Roofing Masterpieces Continued
Qualifying the covering of Olympiapark as a roof is not without difficultly. The building itself could easily be misinterpreted as a tent. And yet, the permanence of the structure, the innovative drainage system of the structure, and its ability to protect the inhabitants from the elements assure the covering of Olympiapark is indeed a roof. It was constructed in 1972 for the Summer Olympic Games in Munch—as the name suggests. The design was aligned with Germany’s effort for a “green Olympic Games,” which was chosen to associate Germany with democracy and optimism for the future. The design is a testament to German engineering. The roof itself is not actually solid, but instead a lightweight malleable material that is impervious to weather conditions. Moreover, you can actually walk to the top of Olympic Stadium and zip line to the bottom.
St.
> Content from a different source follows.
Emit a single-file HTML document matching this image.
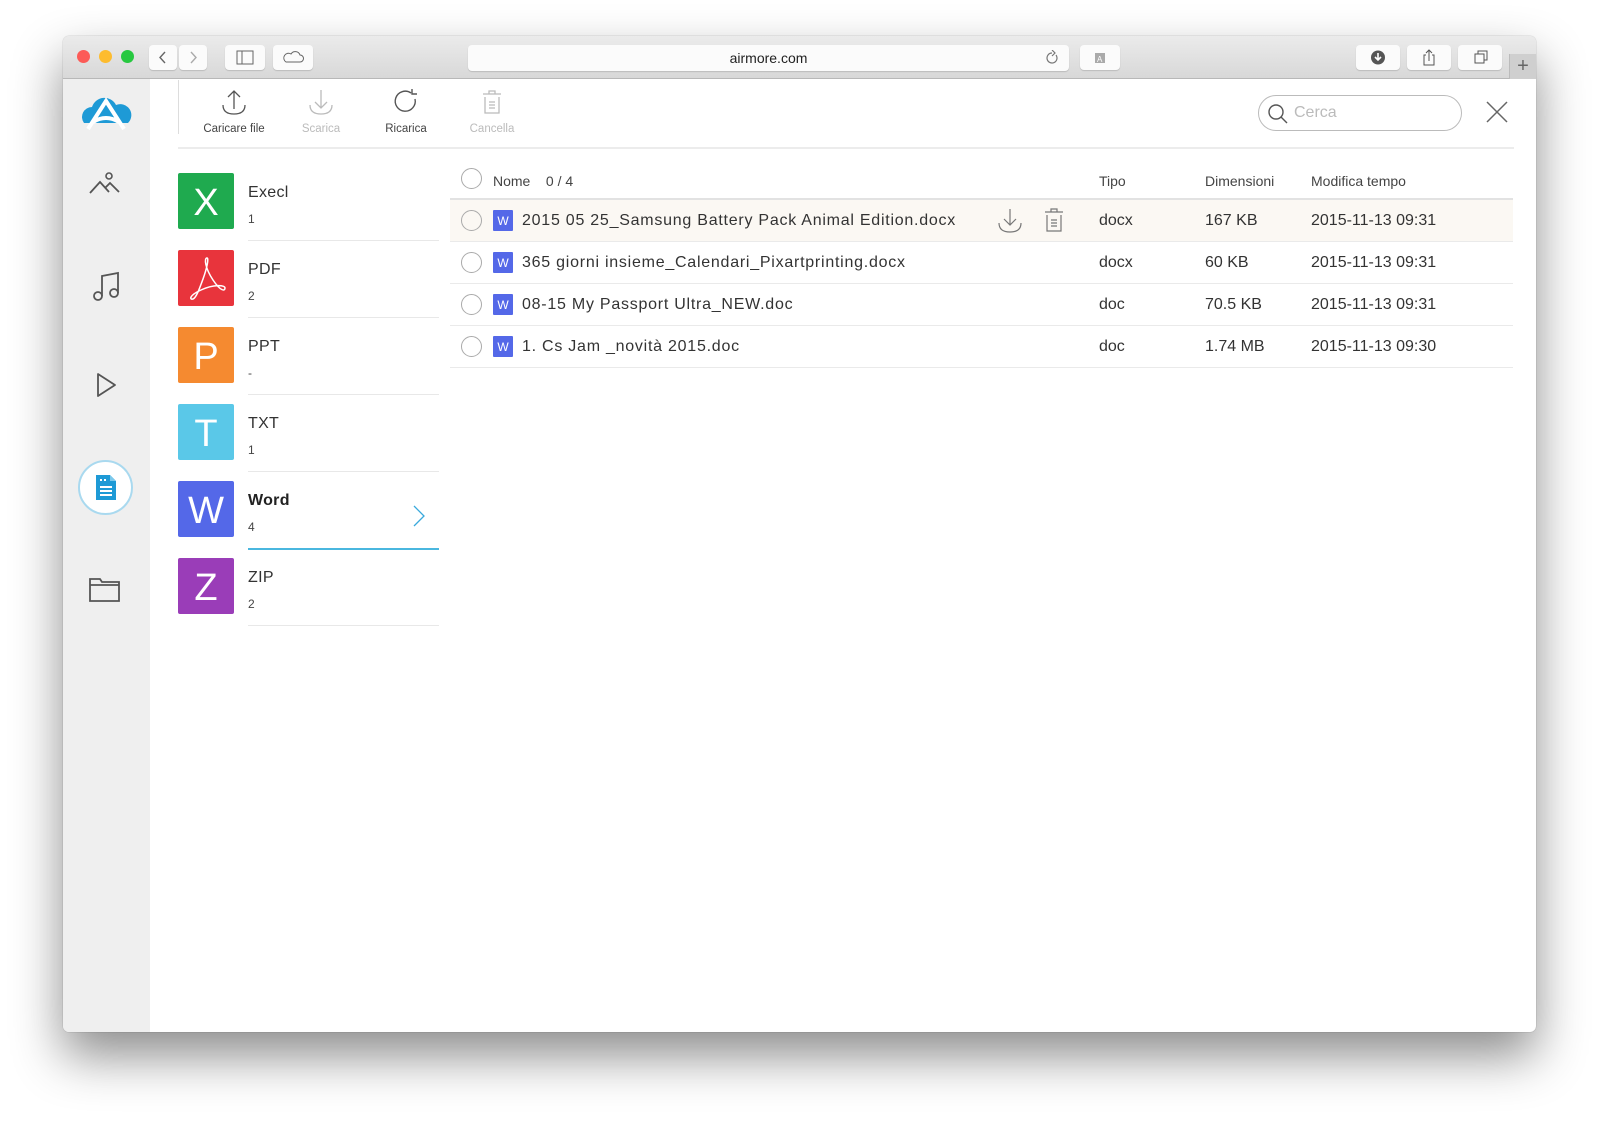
<!DOCTYPE html>
<html><head><meta charset="utf-8"><style>
*{box-sizing:border-box;margin:0;padding:0}
body{width:1600px;height:1123px;background:#fff;position:relative;overflow:hidden;font-family:"Liberation Sans",sans-serif;color:#333}
.win{position:absolute;left:63px;top:36px;width:1473px;height:996px;background:#fff;border-radius:6px;box-shadow:0 24px 50px rgba(0,0,0,.45),0 0 1px rgba(0,0,0,.4);overflow:hidden}
.tb{position:absolute;left:0;top:0;width:100%;height:43px;background:linear-gradient(#ebebeb,#d8d8d8);border-bottom:1px solid #b8b8b8}
.dot{position:absolute;top:14px;width:13px;height:13px;border-radius:50%}
.btn{position:absolute;top:9px;height:25px;background:#fbfbfb;border-radius:4px;box-shadow:0 1px 1px rgba(0,0,0,.15)}
.addr{position:absolute;left:405px;top:9px;width:601px;height:26px;background:#fbfbfb;border-radius:4px;box-shadow:0 1px 1px rgba(0,0,0,.15);text-align:center;font-size:14px;line-height:26px;color:#222}
.side{position:absolute;left:0;top:43px;width:87px;bottom:0;background:#efefef}
.tool{position:absolute;top:51px;width:80px;text-align:center;font-size:11.5px}
.tool svg{display:block;margin:0 auto 6px}
.cat{position:absolute;left:115px;width:261px;height:77px}
.cat .ic{position:absolute;left:0;top:0;width:56px;height:56px;border-radius:2px;color:#fff;font-size:38px;text-align:center;line-height:60px}
.cat .n{position:absolute;left:70px;top:11px;font-size:16px;color:#333;letter-spacing:.3px}
.cat .c{position:absolute;left:70px;top:39px;font-size:12px;color:#444}
.cat .l{position:absolute;left:70px;right:0;top:67px;border-top:1px solid #e8e8e8}
.row{position:absolute;left:387px;width:1063px;height:42px;border-bottom:1px solid #eaeaea;font-size:16px}
.row>*{position:absolute;top:0;line-height:41px}
.row span.f{letter-spacing:.75px}
.ck{width:21px;height:21px;border:1px solid #aaa;border-radius:50%;top:10px!important;left:11px}
.w{left:43px;top:10px!important;width:20px;height:21px;background:#5468e8;color:#fff;font-size:12px;line-height:23px!important;text-align:center;border-radius:1px}
</style></head><body>
<div class="win">
 <div class="tb">
  <div class="dot" style="left:14px;background:#fc5b57"></div>
  <div class="dot" style="left:36px;background:#fdbc2e"></div>
  <div class="dot" style="left:58px;background:#27c840"></div>
  <div class="btn" style="left:86px;width:28px"><svg width="28" height="25"><path d="M16 7l-5 5.5 5 5.5" stroke="#666" stroke-width="1.4" fill="none"/></svg></div>
  <div class="btn" style="left:116px;width:28px"><svg width="28" height="25"><path d="M12 7l5 5.5-5 5.5" stroke="#aaa" stroke-width="1.4" fill="none"/></svg></div>
  <div class="btn" style="left:162px;width:40px"><svg width="40" height="25"><rect x="12" y="6" width="16" height="13" stroke="#666" fill="none"/><path d="M17 6v13" stroke="#666"/></svg></div>
  <div class="btn" style="left:210px;width:40px"><svg width="40" height="25"><path d="M13 17h14a3.5 3.5 0 0 0 0-7 5 5 0 0 0-9-1 4 4 0 0 0-5 8z" stroke="#666" fill="none"/></svg></div>
  <div class="addr">airmore.com<svg style="position:absolute;right:10px;top:5px" width="14" height="16"><path d="M11 5a5 5 0 1 1-4-2M7 0l3 3-3 3" stroke="#777" fill="none" stroke-width="1.2"/></svg></div>
  <div class="btn" style="left:1017px;width:40px"><svg width="40" height="25"><rect x="15" y="8" width="10" height="10" fill="#aaa"/><text x="17" y="17" font-size="8" fill="#fff" font-family="Liberation Sans">A</text></svg></div>
  <div class="btn" style="left:1293px;width:44px"><svg width="44" height="25"><circle cx="22" cy="12.5" r="7" fill="#555"/><path d="M22 8v7M19 12l3 3 3-3" stroke="#fff" stroke-width="1.6" fill="none"/></svg></div>
  <div class="btn" style="left:1344px;width:44px"><svg width="44" height="25"><path d="M19 10h-2v10h10v-10h-2M22 16V5M19 8l3-3 3 3" stroke="#555" fill="none"/></svg></div>
  <div class="btn" style="left:1395px;width:44px"><svg width="44" height="25"><rect x="17" y="9" width="9" height="9" stroke="#555" fill="none"/><path d="M20 9V6h9v9h-3" stroke="#555" fill="none"/></svg></div>
  <div style="position:absolute;left:1446px;top:18px;width:27px;height:25px;background:#cfcfcf;border-left:1px solid #bbb;text-align:center;font-size:20px;line-height:24px;color:#666">+</div>
 </div>
 <div class="side">
  <svg style="position:absolute;left:17px;top:16px" width="52" height="36" viewBox="0 0 52 36"><path d="M4 28a10 10 0 0 1 8-16 13 13 0 0 1 24-2 11 11 0 0 1 12 18z" fill="#1e9ad6"/><path d="M8 34L26 6 44 34M13 27q13-8 26 0" stroke="#fff" stroke-width="4" fill="none"/></svg>
  <svg style="position:absolute;left:25px;top:92px" width="36" height="28"><circle cx="21" cy="5" r="3" stroke="#555" stroke-width="1.6" fill="none"/><path d="M2 22l10-11 9 10M17 17l5-5 9 9" stroke="#555" stroke-width="1.8" fill="none"/></svg>
  <svg style="position:absolute;left:28px;top:190px" width="32" height="34"><path d="M11 27V7l16-3v20" stroke="#555" stroke-width="1.8" fill="none"/><circle cx="7" cy="27" r="4" stroke="#555" stroke-width="1.8" fill="none"/><circle cx="23" cy="24" r="4" stroke="#555" stroke-width="1.8" fill="none"/></svg>
  <svg style="position:absolute;left:32px;top:292px" width="24" height="28"><path d="M3 3l17 11-17 11z" stroke="#555" stroke-width="1.8" fill="none" stroke-linejoin="round"/></svg>
  <div style="position:absolute;left:15px;top:381px;width:55px;height:55px;border-radius:50%;border:2px solid #a9d9ef;background:#fff"></div>
  <svg style="position:absolute;left:31px;top:395px" width="24" height="27"><path d="M2 1h14l6 6v19H2z" fill="#1e9ad6"/><path d="M16 1v6h6" fill="#7cc9ec"/><path d="M6 6h2M10 6h2M6 13h12M6 17h12M6 21h12" stroke="#fff" stroke-width="2"/></svg>
  <svg style="position:absolute;left:25px;top:497px" width="34" height="28"><path d="M2 6V3h10l2 3h17v3M2 6v19h29V9H2" stroke="#555" stroke-width="1.8" fill="none"/></svg>
 </div>
 <div style="position:absolute;left:115px;top:44px;height:54px;border-left:1px solid #ddd"></div>
 <div class="tool" style="left:131px;color:#444"><svg width="30" height="30"><path d="M15 22V4M9 10l6-6 6 6M4 18q0 9 11 9t11-9" stroke="#555" stroke-width="1.3" fill="none"/></svg>Caricare file</div>
 <div class="tool" style="left:218px;color:#bbb"><svg width="30" height="30"><path d="M15 3v18M9 15l6 6 6-6M4 18q0 9 11 9t11-9" stroke="#bbb" stroke-width="1.3" fill="none"/></svg>Scarica</div>
 <div class="tool" style="left:303px;color:#444"><svg width="30" height="30"><path d="M24 12a10 10 0 1 1-4-6M21 2v5h5" stroke="#555" stroke-width="1.4" fill="none"/></svg>Ricarica</div>
 <div class="tool" style="left:389px;color:#bbb"><svg width="30" height="30"><path d="M6 7h18M12 7V4h6v3M8 10v16h14V10M12 15h6M12 18h6M12 21h6" stroke="#bbb" stroke-width="1.3" fill="none"/></svg>Cancella</div>
 <div style="position:absolute;left:1195px;top:59px;width:204px;height:36px;border:1px solid #bbb;border-radius:18px"><svg style="position:absolute;left:8px;top:7px" width="22" height="22"><circle cx="9" cy="9" r="7" stroke="#555" stroke-width="1.4" fill="none"/><path d="M14 14l6 6" stroke="#555" stroke-width="1.4"/></svg><span style="position:absolute;left:35px;top:8px;font-size:16px;color:#bbb">Cerca</span></div>
 <svg style="position:absolute;left:1423px;top:65px" width="22" height="22"><path d="M1 1l20 20M21 1L1 21" stroke="#666" stroke-width="1.5"/></svg>
 <div style="position:absolute;left:115px;right:22px;top:111px;border-top:2px solid #ececec"></div>

 <div class="cat" style="top:137px"><div class="ic" style="background:#1faa4f">X</div><div class="n">Execl</div><div class="c">1</div><div class="l"></div></div>
 <div class="cat" style="top:214px"><div class="ic" style="background:#e8343c"><svg width="56" height="56"><path d="M29 8c-3 0-2 10 6 22s12 11 12 8-11-4-24 2-11 10-8 9 6-9 10-20 6-21 4-21" stroke="#fff" stroke-width="1.5" fill="none"/></svg></div><div class="n">PDF</div><div class="c">2</div><div class="l"></div></div>
 <div class="cat" style="top:291px"><div class="ic" style="background:#f58a30">P</div><div class="n">PPT</div><div class="c">-</div><div class="l"></div></div>
 <div class="cat" style="top:368px"><div class="ic" style="background:#5ac8e8">T</div><div class="n">TXT</div><div class="c">1</div><div class="l"></div></div>
 <div class="cat" style="top:445px"><div class="ic" style="background:#5468e8">W</div><div class="n" style="font-weight:bold;color:#222">Word</div><div class="c">4</div><div class="l" style="border-top:2px solid #4ab7df"></div><svg style="position:absolute;left:234px;top:23px" width="14" height="24"><path d="M2 2l10 10-10 10" stroke="#3aa9dc" stroke-width="1.3" fill="none"/></svg></div>
 <div class="cat" style="top:522px"><div class="ic" style="background:#9a3db8">Z</div><div class="n">ZIP</div><div class="c">2</div><div class="l"></div></div>

 <div class="row" style="top:124px;height:40px;border-bottom:2px solid #e2e2e2;font-size:14px;color:#444"><div class="ck" style="top:8px!important"></div><span style="left:43px;line-height:42px">Nome&nbsp;&nbsp;&nbsp;&nbsp;0 / 4</span><span style="left:649px;line-height:42px">Tipo</span><span style="left:755px;line-height:42px">Dimensioni</span><span style="left:861px;line-height:42px">Modifica tempo</span></div>
 <div class="row" style="top:164px;background:#fbf8f3"><div class="ck"></div><div class="w">W</div><span class="f" style="left:72px">2015 05 25_Samsung Battery Pack Animal Edition.docx</span>
  <svg style="position:absolute;left:546px;top:6px" width="28" height="28"><path d="M14 3v16M8 13l6 6 6-6M3 17q0 9 11 9t11-9" stroke="#777" stroke-width="1.2" fill="none"/></svg>
  <svg style="position:absolute;left:592px;top:6px" width="26" height="28"><path d="M3 6h18M9 6V3h6v3M5 9v16h14V9M9 14h6M9 17h6M9 20h6" stroke="#777" stroke-width="1.2" fill="none"/></svg>
  <span style="left:649px">docx</span><span style="left:755px">167 KB</span><span style="left:861px">2015-11-13 09:31</span></div>
 <div class="row" style="top:206px"><div class="ck"></div><div class="w">W</div><span class="f" style="left:72px">365 giorni insieme_Calendari_Pixartprinting.docx</span><span style="left:649px">docx</span><span style="left:755px">60 KB</span><span style="left:861px">2015-11-13 09:31</span></div>
 <div class="row" style="top:248px"><div class="ck"></div><div class="w">W</div><span class="f" style="left:72px">08-15 My Passport Ultra_NEW.doc</span><span style="left:649px">doc</span><span style="left:755px">70.5 KB</span><span style="left:861px">2015-11-13 09:31</span></div>
 <div class="row" style="top:290px"><div class="ck"></div><div class="w">W</div><span class="f" style="left:72px">1. Cs Jam _novità 2015.doc</span><span style="left:649px">doc</span><span style="left:755px">1.74 MB</span><span style="left:861px">2015-11-13 09:30</span></div>
</div>
</body></html>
Peter’s Basilica
Located in Vatican City, St. Peter’s Basilica stands tall as a testament to ingenuity and creative. It was designed by the great Michelangelo, and is renowned as a crown jewel of Renaissance architecture, and is still one of the largest churches in the world. St. Peter’s Basilica’s central axis is the dome. The dome offers a balanced support and roof requiring no maintenance—rain water simply pelts dust and grime off the dome. The dome is the highest point in Rome, and can be seen from almost any location in the city. St. Peter’s Basilica is the burial of the great St. Peter.
U.S. Capitol Building
Last but not least is the United States Capitol, in Washington, D.C. The central point of this building is its dome, which functions almost like a crown. Thomas Jefferson proposed a design competition for the capitol and the president’s house. Jefferson chose Edward Thorton’s blue print, for its simplistic design and adherence to the classical architectural style of the Romans.